Il s’agit d’un peuple nomade vivant d’élevage et de commerce. Les Touareg sont estimés à 1,5 million de personnes réparties sur le Mali, le Niger, l’Algérie, mais aussi la Libye, le Burkina Faso et la Mauritanie. Leur langue commune, le tamasheq, est apparentée à la langue berbère. Seul peuple africain avec le peuple éthiopien ayant sa propre écriture, ils sont caractérisés par le port d’un voile teinté d’indigo, d’où leur surnom « d’hommes bleus ».
Au Mali, ils ne sont majoritaires que dans la portion du pays située au nord du fleuve Niger. Le Mouvement national pour la libération de l’Azawad (MNLA) revendique l’autodétermination et l’indépendance de l’Azawad qui correspond aux trois régions maliennes de Kidal, Tombouctou et Gao.

Des nomades bousculés par l’histoire

Pendant des centaines d’années, les Touareg ont dominé le commerce transsaharien. Mais plusieurs évolutions ont mis en danger leur mode de vie, selon le site d’analyse stratégique Stratfor: la création de frontières, l’urbanisation et la désertification, ainsi que le développement du commerce maritime.
Ils deviennent peu à peu les plus déshérités de la région du Sahel et du Sahara. Ayant refusé la scolarisation pendant la colonisation, leur position est affaiblie au moment des indépendances. « Le retard de développement très important entre le nord et le sud a justifié le soutien du gouvernement et des ONG au Nord Mali. Mais dans les faits, cela n’a pas suffi à combler l’écart entre les deux régions » , expliquait Pierre Boilley, directeur du Centre d’études des Mondes africains (CEMAF), à l’Express en février (Lire Le spectre de la division touareg).

Menacés par la désertification

La désertification réduit en particulier les espaces de pâturage des Touaregs qui se retrouvent en conflit avec les fermiers non touareg… lesquels, de leur côté, réclament des terres longtemps utilisées par les Touareg lors de leurs déplacements.
Les famines de 1973-74 et de 1984-85 voient la disparition de leurs troupeaux et des milliers de jeunes Touaregs migrent alors vers les villes, l’Algérie ou la Libye, où Mouammar Kadhafi en incorpore plusieurs milliers dans son armée. Une décennie plus tard, nombre de ces exilés, contraints au rapatriement, rejoignent des mouvements réclamant autonomie et développement contre les pouvoirs centraux malien et nigérien.

Un accord de paix mal appliqué

Au Mali, les Touareg entrent en rébellion en 1990. Cette « guérilla des sables » dure plus de cinq ans et fait plusieurs centaines de victimes et des milliers de déplacés.
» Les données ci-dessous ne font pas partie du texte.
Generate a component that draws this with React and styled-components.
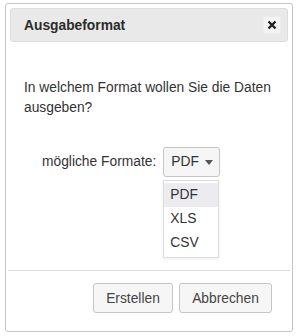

Bamako obtient un accord de paix, qui aboutit à une décentralisation assortie d’une large autonomie de gestion, et permet le désarmement des combattants et leur intégration au sein de l’armée, les corps paramilitaires et la fonction publique.

Mais faute d’application des accords -qui prévoyaient entre autres, la démilitarisation de la zone Nord-, plusieurs ex-leaders de l’armée malienne reprennent les actions armées et l’engrenage des violences finira par aboutir à la prise de contrôle de la moitié nord du pays par ces rebelles qui ont troqué les chameaux pour les 4×4.

Le Conseil de sécurité de l’ONU se réunit mardi au sujet de la crise au Mali.

Les chefs d’Etat d’Afrique de l’Ouest brandissent la menace d’une intervention militaire. Un embargo a été décidé contre les militaires au pouvoir à Bamako.

Le Conseil de sécurité de l’ONU doit se réunir mardi, à la demande de la France, afin d’examiner la crise au Mali. Un diplomate occidental affirme que les quinze pays membres du Conseil doivent y adopter une déclaration sur la situation. Le Conseil doit « réagir de façon énergique face à l’effondrement du gouvernement et la chute des trois villes du Nord », a expliqué ce diplomate.
Le Conseil de sécurité pourrait être saisi, par Paris, des éventuels « besoins » de la Communauté économique des États d’Afrique de l’Ouest (Cédéao) pour régler la crise. Peu avant, cette organisation avait décidé un « embargo total » contre la junte et « la mise en place immédiate » de sa force militaire. Lundi matin, la France et la Belgique ont conseillé officiellement à leurs ressortissants de quitter le Mali. « La situation se dégrade très rapidement ».